8. Environmental Considerations
- Adaptation to Soil and Environment: Consider the soil type and environmental conditions of the construction site in the design and construction of the plinth beam to ensure its longevity and performance.
Plinth Height: Recommendations
The plinth height in construction is a crucial factor that can affect the durability, functionality, and aesthetics of a building. It is the height between the ground level and the floor level of a building. The optimal plinth height can vary depending on several factors, including the local climate, site conditions, and the building's intended use. For typical residential buildings, a plinth height of 300 to 450 mm (12 to 18 inches) above the natural ground level is common. This height can provide a good balance between protection from surface water and ease of access.
For commercial or public buildings, a higher plinth levels might be required for aesthetic reasons or specific functional requirements, such as storage or utilities.

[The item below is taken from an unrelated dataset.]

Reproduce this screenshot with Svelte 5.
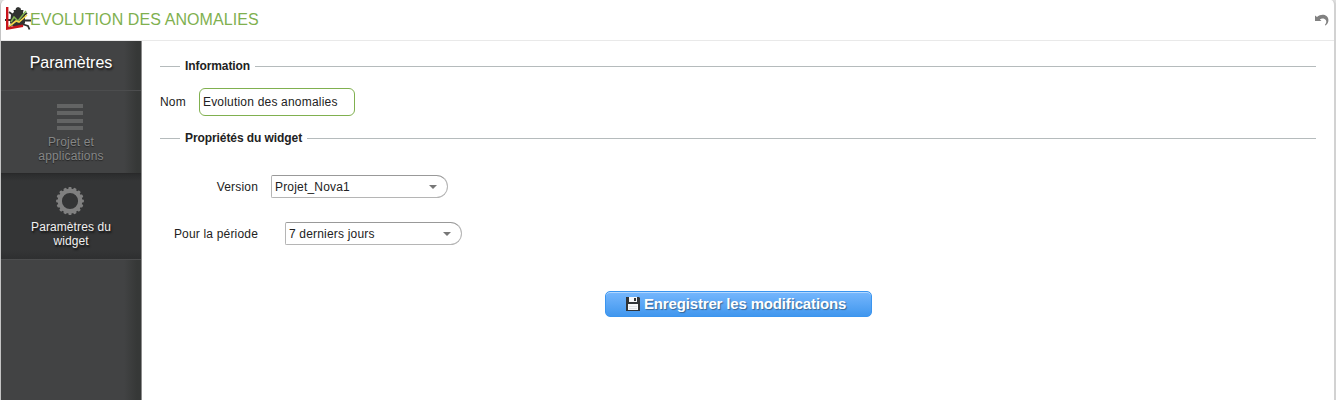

In arid regions, a lower plinth height might be sufficient, but considerations for dust and sand accumulation should be taken into account.
Areas with high moisture content in the soil, such as clayey or silty soils, may require a higher plinth to prevent dampness from affecting the structure. For sloped sites, the plinth height may need to be adjusted accordingly to ensure a level floor inside the building and adequate drainage around the structure.